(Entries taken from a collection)

-.-.-

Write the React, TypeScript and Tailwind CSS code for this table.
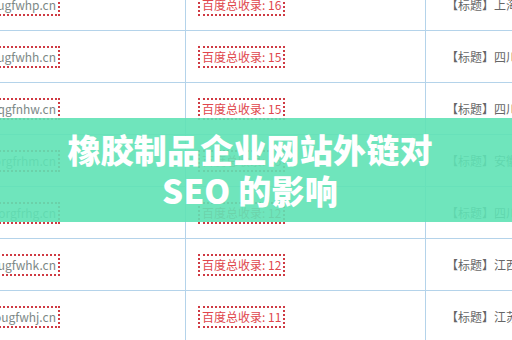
const rows = [
  { domain: 'ougfwhp.cn', count: 16, title: '上海' },
  { domain: 'ougfwhh.cn', count: 15, title: '四川' },
  { domain: 'oqgfnhw.cn', count: 15, title: '四川' },
  { domain: 'orgfrhm.cn', count: 15, title: '安徽' },
  { domain: 'orgfrhg.cn', count: 12, title: '四川' },
  { domain: 'ougfwhk.cn', count: 12, title: '江西' },
  { domain: 'ougfwhj.cn', count: 11, title: '江苏' },
]

const cellFont = { fontFamily: '"Microsoft YaHei", "Noto Sans CJK SC", "Liberation Sans", sans-serif' }

export default function App() {
  return (
    <div className="relative w-[512px] h-[340px] overflow-hidden bg-white" style={cellFont}>
      {/* table */}
      <div className="mt-[-21px]">
        {rows.map((row, i) => (
          <div key={i} className="flex h-[52px] border-b border-[#b4d3ea] text-[12px] leading-[18px]">
            <div className="w-[186px] shrink-0 flex items-center justify-end pr-[125px] border-r border-[#b4d3ea]">
              <span className="whitespace-nowrap border-2 border-dotted border-[#cf3a43] px-[2px] text-[#7d8987]">
                www.nqb{row.domain}
              </span>
            </div>
            <div className="w-[240px] shrink-0 flex items-center pl-[12px] border-r border-[#b4d3ea]">
              <span className="whitespace-nowrap border-2 border-dotted border-[#cf3a43] px-[2px] text-[#e0464c]">
                百度总收录: {row.count}
              </span>
            </div>
            <div className="flex-1 flex items-center pl-[20px] whitespace-nowrap text-[#666]">
              【标题】{row.title}市橡胶制品有限公司
            </div>
          </div>
        ))}
      </div>

      {/* overlay banner */}
      <div className="absolute left-0 right-0 top-[118px] h-[104px] flex items-center justify-center bg-[#5fe2b5]/90">
        <h1
          className="text-center text-white text-[33px] leading-[41px] font-black tracking-[0.2px] pr-[12px]"
          style={{ fontFamily: '"Noto Sans CJK SC", "Liberation Sans", sans-serif' }}
        >
          橡胶制品企业网站外链对
          <br />
          SEO 的影响
        </h1>
      </div>
    </div>
  )
}
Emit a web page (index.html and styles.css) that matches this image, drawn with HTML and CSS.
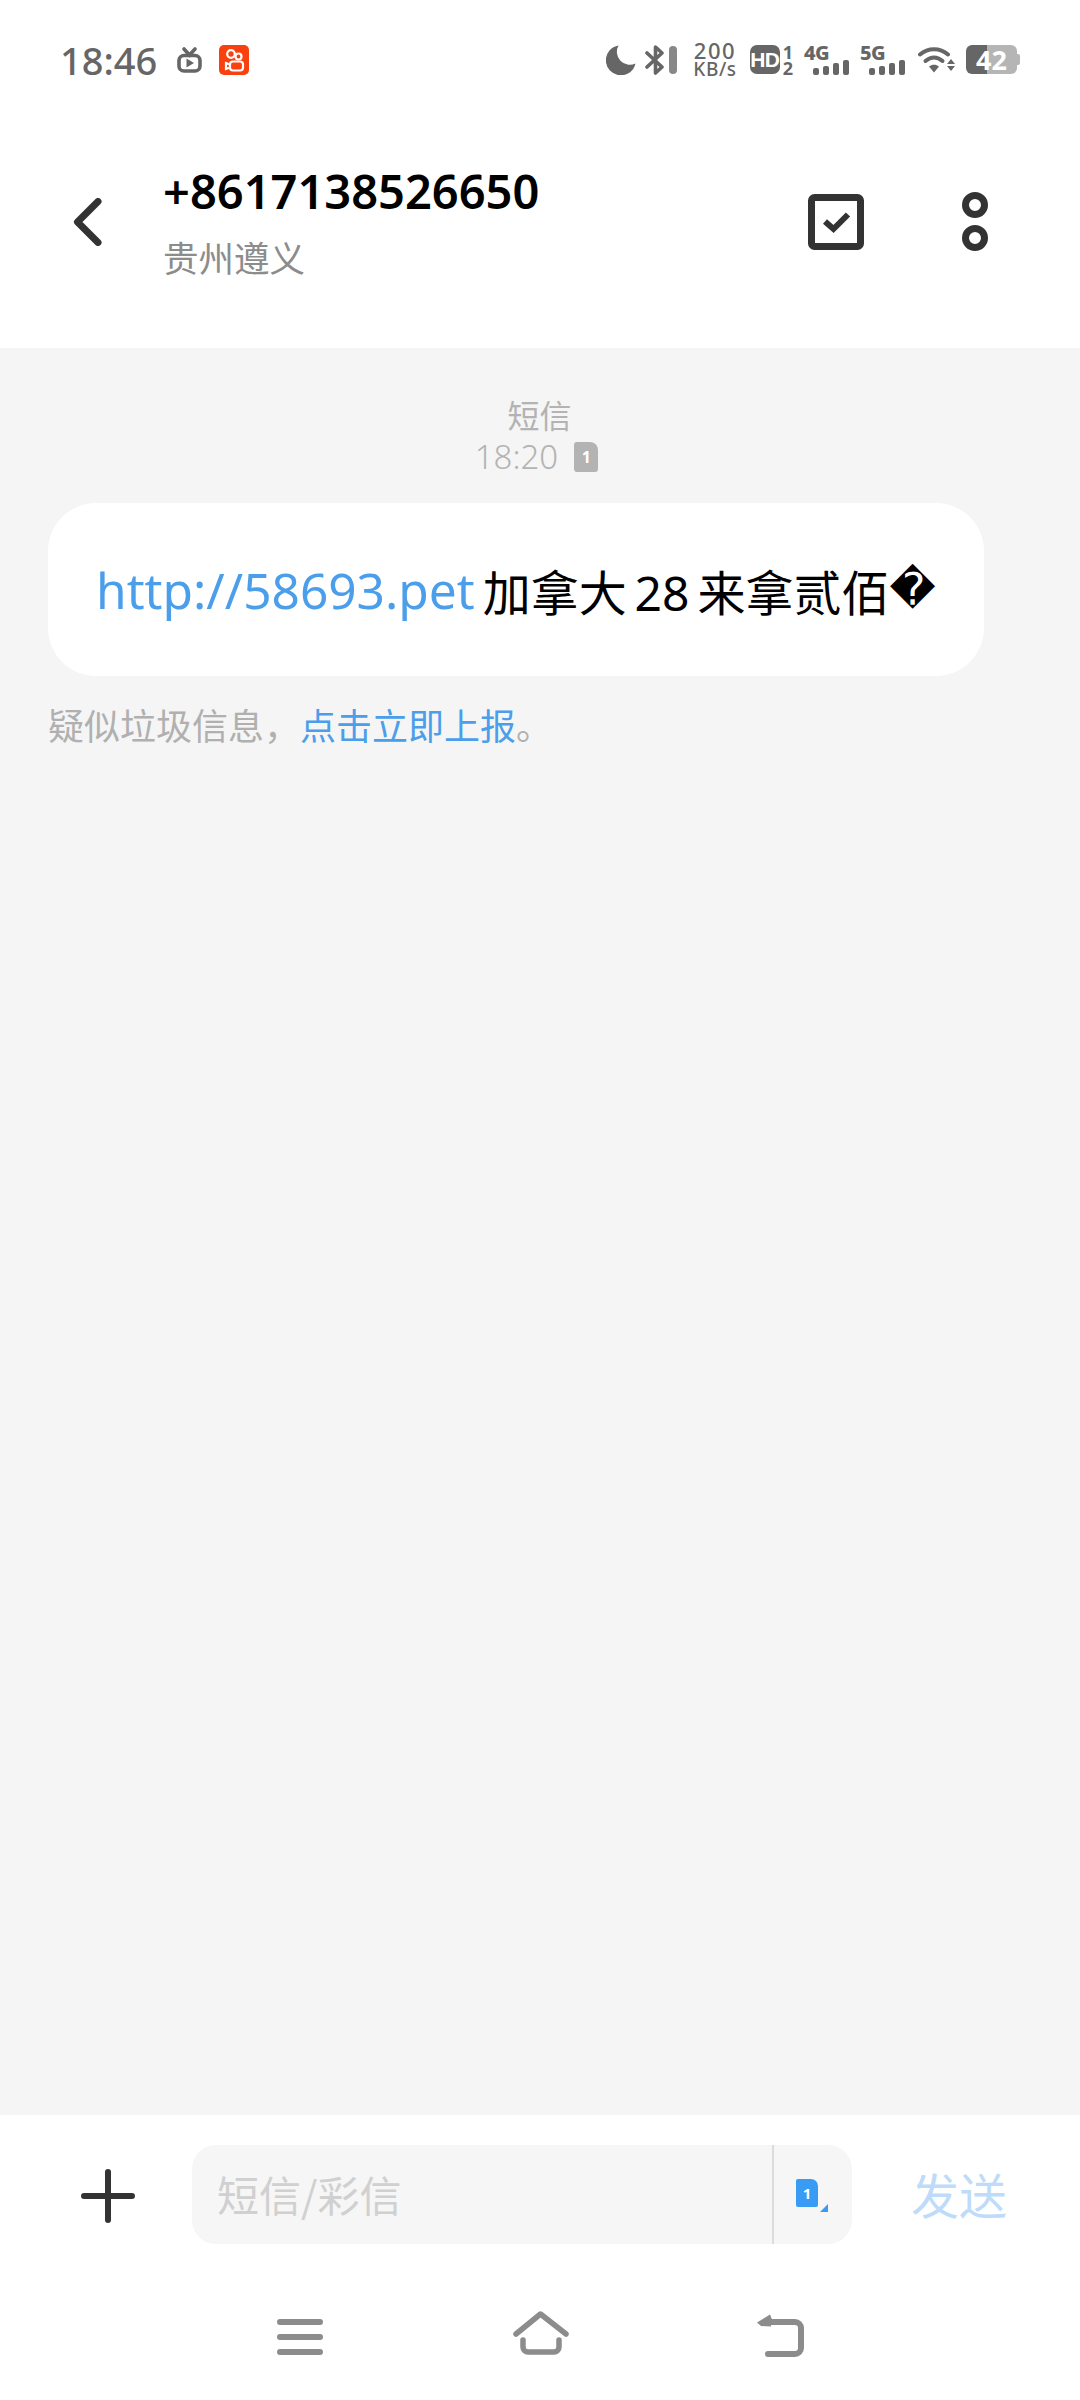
FILE: index.html
```html
<!DOCTYPE html>
<html lang="zh-CN">
<head>
<meta charset="utf-8">
<title>短信</title>
<link rel="stylesheet" href="styles.css">
</head>
<body>
<div class="screen">
  <div class="status">
    <span class="clock">18:46</span>
    <svg class="ic-tv" viewBox="0 0 25 26"><path class="tv-line" d="M7 2l5.500 6L18 2" /><rect class="tv-line" x="2" y="8.500" width="21" height="15.500" rx="5"/><path class="tv-fill" d="M9.500 11.500l7.500 4.500-7.500 4.500z"/></svg>
    <svg class="ic-ks" viewBox="0 0 30 30"><rect class="ks-bg" width="30" height="30" rx="5"/><circle class="ks-line" cx="12" cy="9" r="3.800"/><circle class="ks-line" cx="19.500" cy="11.500" r="3"/><rect class="ks-line" x="11" y="16.500" width="13" height="9" rx="3"/><path class="ks-line" d="M11 19.500l-4-1.500v6l4-1.500"/></svg>
    <span class="spacer"></span>
    <svg class="ic-moon" viewBox="0 0 30 30"><path class="st-fill" d="M12.500 0.500A15 15 0 1 0 29.500 18.500 13 13 0 0 1 12.500 0.500z"/></svg>
    <svg class="ic-bt" viewBox="0 0 32 30"><path class="bt-line" d="M2 8l15 14-6.500 6V2l6.500 6L2 22"/><rect class="bt-bar" x="24" y="1" width="8" height="28" rx="4"/></svg>
    <div class="speed"><span class="speed-num">200</span><span class="speed-unit">KB/s</span></div>
    <div class="hd"><span class="hd-badge">HD</span><div class="hd-nums"><span>1</span><span>2</span></div></div>
    <div class="net"><span class="net-label">4G</span><div class="bars"><i class="b1"></i><i class="b2"></i><i class="b3"></i><i class="b4"></i></div></div>
    <div class="net"><span class="net-label">5G</span><div class="bars"><i class="b1"></i><i class="b2"></i><i class="b3"></i><i class="b4"></i></div></div>
    <svg class="ic-wifi" viewBox="0 0 38 28"><path class="wifi-line" d="M2 8.500C10 1.500 22 1.500 30 8.500"/><path class="wifi-line" d="M7.500 15c5.500-4.500 11.500-4.500 17 0"/><path class="st-fill" d="M11 20.500c3-2.500 7-2.500 10 0L16 26.500z"/><path class="st-fill" d="M33 13l4 5h-8zM29 20h8l-4 5z"/></svg>
    <div class="battery"><span class="batt-num">42</span></div>
  </div>

  <header class="topbar">
    <svg class="ic-back" viewBox="0 0 30 48"><path class="dark-line" d="M26 3.500L5.500 24 26 44.500"/></svg>
    <div class="contact">
      <div class="contact-num">+8617138526650</div>
      <div class="contact-loc">贵州遵义</div>
    </div>
    <svg class="ic-check" viewBox="0 0 56 56"><rect class="dark-line" x="3.500" y="3.500" width="49" height="49" rx="3"/><path class="dark-line thin" d="M17 27.500l8.500 7.500 14.500-14.500"/></svg>
    <svg class="ic-more" viewBox="0 0 26 60"><circle class="dark-line" cx="13" cy="13" r="9.500"/><circle class="dark-line" cx="13" cy="46" r="9.500"/></svg>
  </header>

  <main class="thread">
    <div class="meta">
      <div class="meta-type">短信</div>
      <div class="meta-time">18:20<span class="sim-chip">1</span></div>
    </div>
    <div class="bubble"><span class="link">http://58693.pet</span> 加拿大 28 来拿贰佰<span class="bad">�</span></div>
    <div class="spam">疑似垃圾信息，<span class="spam-link">点击立即上报</span>。</div>
  </main>

  <footer class="bottom">
    <div class="composer">
      <svg class="ic-plus" viewBox="0 0 54 54"><path class="dark-line plus" d="M27 3v48M3 27h48"/></svg>
      <div class="field">
        <span class="placeholder">短信/彩信</span>
        <div class="field-sim"><span class="sim-blue">1</span><i class="sim-corner"></i></div>
      </div>
      <span class="send">发送</span>
    </div>
    <nav class="navbar">
      <svg class="ic-menu" viewBox="0 0 46 36"><path class="nav-line" d="M3 3h40M3 18h40M3 33h40"/></svg>
      <svg class="ic-home" viewBox="0 0 56 46"><path class="nav-line home-line" d="M3 23L27.500 3 53 23M10 29v7a5 5 0 0 0 5 5h26a5 5 0 0 0 5-5v-7"/></svg>
      <svg class="ic-return" viewBox="0 0 48 44"><path class="nav-line" d="M10 9h29a6 6 0 0 1 6 6v20a6 6 0 0 1-6 6H12"/><path class="nav-fill" d="M1 9.500L14 1.500l2 5-1 7-10-.500z"/></svg>
    </nav>
  </footer>
</div>
</body>
</html>
```

FILE: styles.css
```css
* { box-sizing: border-box; }
html, body { margin: 0; padding: 0; background: #fff; }
body { font-family: "Noto Sans", "Noto Sans CJK SC", sans-serif; }
svg { display: block; flex: none; }

.screen { width: 1080px; height: 2400px; display: flex; flex-direction: column; overflow: hidden; }

/* Status bar */
.status { height: 100px; flex: none; display: flex; align-items: center; padding: 19px 63px 0 60px; color: #666; }
.clock { font-size: 38px; font-weight: 500; line-height: 1; width: 117px; }
.st-fill { fill: #666; }
.ic-tv { width: 25px; height: 26px; margin-right: 17px; }
.tv-line { fill: none; stroke: #666; stroke-width: 3.6; stroke-linecap: round; }
.tv-fill { fill: #666; }
.ic-ks { width: 30px; height: 30px; }
.ks-bg { fill: #f9400f; }
.ks-line { fill: none; stroke: #fff; stroke-width: 2.2; }
.spacer { flex: 1; }
.ic-moon { width: 30px; height: 30px; margin-right: 9px; }
.ic-bt { width: 32px; height: 30px; margin-right: 16px; }
.bt-line { fill: none; stroke: #666; stroke-width: 3.6; stroke-linejoin: round; stroke-linecap: round; }
.bt-bar { fill: #888; }
.speed { width: 44px; margin-right: 13px; display: flex; flex-direction: column; align-items: center; }
.speed-num { display: block; font-size: 22px; font-weight: 500; letter-spacing: 1.5px; line-height: 19px; }
.speed-unit { display: block; font-size: 19px; font-weight: 500; letter-spacing: 0.6px; white-space: nowrap; line-height: 18px; }
.hd { display: flex; width: 43px; align-items: center; margin-right: 11px; }
.hd-badge { width: 31px; height: 29px; background: #666; border-radius: 7px; color: #fff; font-size: 21px; font-weight: 800; line-height: 29px; text-align: center; letter-spacing: -0.5px; font-family: "Liberation Sans", sans-serif; }
.hd-nums { display: flex; flex-direction: column; margin-left: 3px; font-size: 18px; font-weight: 700; line-height: 16px; }
.net { width: 45px; margin-right: 11px; height: 30px; display: flex; flex-direction: column; align-items: flex-start; }
.net-label { font-size: 20px; font-weight: 800; line-height: 16px; letter-spacing: -0.5px; height: 14px; }
.bars { display: flex; align-items: flex-end; gap: 4px; margin-left: 9px; height: 16px; }
.bars i { display: block; width: 6px; background: #666; border-radius: 2px; }
.bars .b1 { height: 7px; }
.bars .b2 { height: 9px; }
.bars .b3 { height: 12px; }
.bars .b4 { height: 15px; }
.ic-wifi { width: 38px; height: 28px; margin-right: 10px; margin-left: 2px; }
.wifi-line { fill: none; stroke: #666; stroke-width: 4; stroke-linecap: round; }
.battery { position: relative; width: 51px; height: 29px; border-radius: 6px; background: linear-gradient(90deg, #666 0 42%, #b5b5b5 42%); display: flex; align-items: center; justify-content: center; }
.battery::after { content: ""; position: absolute; right: -3px; top: 9px; width: 3px; height: 11px; border-radius: 0 2px 2px 0; background: #b5b5b5; }
.batt-num { color: #fff; font-size: 27px; font-weight: 700; line-height: 1; }

/* Top bar */
.topbar { height: 248px; flex: none; display: flex; align-items: center; padding-left: 72px; padding-bottom: 4px; }
.ic-back { width: 30px; height: 48px; margin-right: 61px; }
.dark-line { fill: none; stroke: #333; stroke-width: 7; stroke-linecap: round; stroke-linejoin: round; }
.thin { stroke-width: 6; stroke-linecap: butt; stroke-linejoin: miter; }
.contact { flex: 1; display: flex; flex-direction: column; margin-top: 3px; }
.contact-num { font-size: 47px; font-weight: 600; line-height: 66px; color: #000; white-space: nowrap; }
.contact-loc { font-size: 35.500px; line-height: 65px; color: #8c8c8c; font-family: "Noto Sans CJK SC", sans-serif; }
.ic-check { width: 56px; height: 56px; margin-right: 98px; }
.ic-more { width: 26px; height: 60px; margin-right: 92px; }

/* Thread */
.thread { flex: 1; background: #f5f5f5; padding: 0 48px; display: flex; flex-direction: column; align-items: flex-start; }
.meta { width: 984px; height: 155px; padding-top: 45px; display: flex; flex-direction: column; align-items: center; color: #b3b3b3; font-size: 32px; padding-right: 1px; }
.meta-type { line-height: 42px; font-family: "Noto Sans CJK SC", sans-serif; }
.meta-time { line-height: 44px; display: flex; align-items: center; font-weight: 300; font-size: 33px; margin-right: 6px; }
.sim-chip { width: 24px; height: 30px; margin-left: 16px; background: #b3b3b3; color: #fff; font-size: 16px; font-weight: 700; line-height: 30px; text-align: center; border-radius: 3px 8px 3px 3px; }
.bubble { width: 936px; height: 173px; background: #fff; border-radius: 48px; padding-left: 48px; display: flex; align-items: center; white-space: pre; font-size: 48px; color: #000; word-spacing: -4.500px; }
.link { color: #4a9eea; font-size: 49.600px; font-weight: 400; }
.bad { font-family: "DejaVu Sans", sans-serif; font-size: 45px; }
.spam { margin-top: 23px; font-size: 36px; line-height: 50px; color: #b0b0b0; font-family: "Noto Sans CJK SC", sans-serif; }
.spam-link { color: #4a9eea; }

/* Bottom */
.bottom { height: 285px; flex: none; background: #fff; display: flex; flex-direction: column; }
.composer { height: 159px; padding-top: 30px; display: flex; align-items: flex-start; padding-left: 81px; }
.ic-plus { width: 54px; height: 54px; margin-right: 57px; margin-top: 24px; }
.plus { stroke-width: 6; }
.field { width: 660px; height: 99px; background: #f6f6f6; border-radius: 24px; display: flex; align-items: center; justify-content: space-between; padding-left: 25px; }
.placeholder { font-size: 42px; color: #d0d0d0; font-family: "Noto Sans CJK SC", sans-serif; margin-top: -2px; }
.field-sim { position: relative; width: 80px; height: 99px; border-left: 2px solid #dcdcdc; display: flex; align-items: flex-start; padding-left: 22px; padding-top: 34px; }
.sim-blue { width: 22px; height: 28px; background: #3a9bf5; color: #fff; font-size: 15px; font-weight: 700; line-height: 28px; text-align: center; border-radius: 2px 7px 2px 2px; }
.sim-corner { position: absolute; left: 46px; top: 59px; width: 0; height: 0; border-left: 8px solid transparent; border-bottom: 8px solid #3a9bf5; }
.send { margin-left: 59px; margin-top: 20px; font-size: 48px; line-height: 56px; color: #bedcfa; font-family: "Noto Sans CJK SC", sans-serif; }
.navbar { flex: 1; display: flex; align-items: flex-start; padding-left: 277px; padding-top: 37px; }
.nav-line { fill: none; stroke: #8c8c8c; stroke-width: 6; stroke-linecap: round; stroke-linejoin: round; }
.home-line { stroke-width: 5.5; }
.nav-fill { fill: #8c8c8c; }
.ic-menu { width: 46px; height: 36px; margin-top: 8px; }
.ic-home { width: 56px; height: 46px; margin-left: 190px; }
.ic-return { width: 48px; height: 44px; margin-left: 187px; margin-top: 2px; }
```
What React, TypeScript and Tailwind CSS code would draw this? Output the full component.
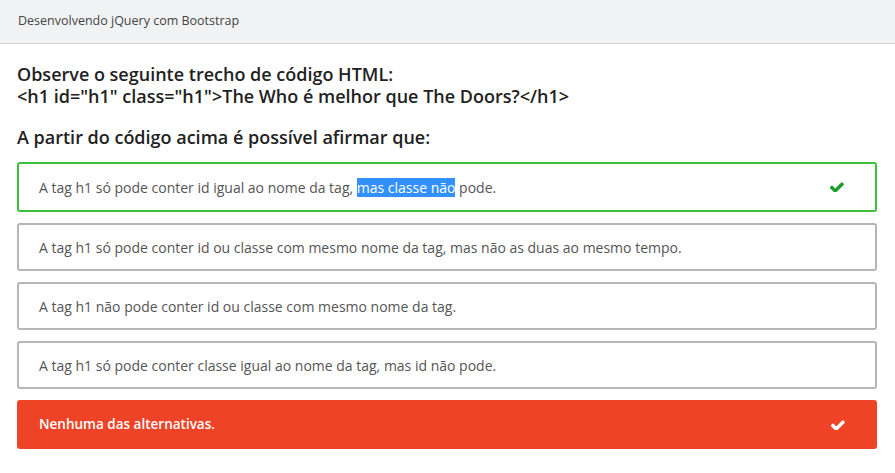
const options = [
  'A tag h1 só pode conter id ou classe com mesmo nome da tag, mas não as duas ao mesmo tempo.',
  'A tag h1 não pode conter id ou classe com mesmo nome da tag.',
  'A tag h1 só pode conter classe igual ao nome da tag, mas id não pode.',
];

function CheckIcon({ className }: { className?: string }) {
  return (
    <svg viewBox="140 300 1540 1100" className={className} fill="currentColor" aria-hidden="true">
      <path d="M1671 566q0 40-28 68l-724 724-136 136q-28 28-68 28t-68-28l-136-136-362-362q-28-28-28-68t28-68l136-136q28-28 68-28t68 28l294 295 656-657q28-28 68-28t68 28l136 136q28 28 28 68z" />
    </svg>
  );
}

export default function App() {
  return (
    <div className="w-[895px] h-[473px] bg-white overflow-hidden text-[#333] font-['Open_Sans',sans-serif]">
      <header className="h-[44px] bg-[#f1f2f3] border-b border-[#cfd1d3] flex items-center px-[18px] text-[12.5px] text-[#444]">
        Desenvolvendo jQuery com Bootstrap
      </header>

      <main className="px-[17px] pt-[19px]">
        <h2 className="text-[18px] font-semibold leading-[22px] text-[#222]">
          Observe o seguinte trecho de código HTML:
          <br />
          {'<h1 id="h1" class="h1">The Who é melhor que The Doors?</h1>'}
        </h2>
        <h3 className="mt-[19px] text-[18px] font-semibold leading-[22px] text-[#222]">
          A partir do código acima é possível afirmar que:
        </h3>

        <div className="mt-[14px] flex flex-col gap-[11px] w-[860px]">
          <div className="h-[50px] border-2 border-[#3cbf3c] rounded-[3px] flex items-center justify-between pl-[20px] pr-[31px] text-[14px] text-[#555]">
            <span>
              A tag h1 só pode conter id igual ao nome da tag,{' '}
              <span className="bg-[#3390ff] text-white">mas classe não</span> pode.
            </span>
            <CheckIcon className="w-[14px] h-[10px] text-[#1f9d2c]" />
          </div>

          {options.map((text) => (
            <div
              key={text}
              className="h-[48px] border-2 border-[#b4b6b9] rounded-[3px] flex items-center pl-[20px] text-[14px] text-[#555]"
            >
              {text}
            </div>
          ))}

          <div className="h-[49px] bg-[#ee4326] rounded-[3px] flex items-center justify-between pl-[22px] pr-[32px] text-[13.5px] font-semibold text-white">
            <span>Nenhuma das alternativas.</span>
            <CheckIcon className="w-[14px] h-[10px] text-white" />
          </div>
        </div>
      </main>
    </div>
  );
}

-.-.-

- [Short problem]: In the entries above, find each line with the string "TypeScript" and copy it.

- [Result of this exercise]:
Write the React, TypeScript and Tailwind CSS code for this table.
What React, TypeScript and Tailwind CSS code would draw this? Output the full component.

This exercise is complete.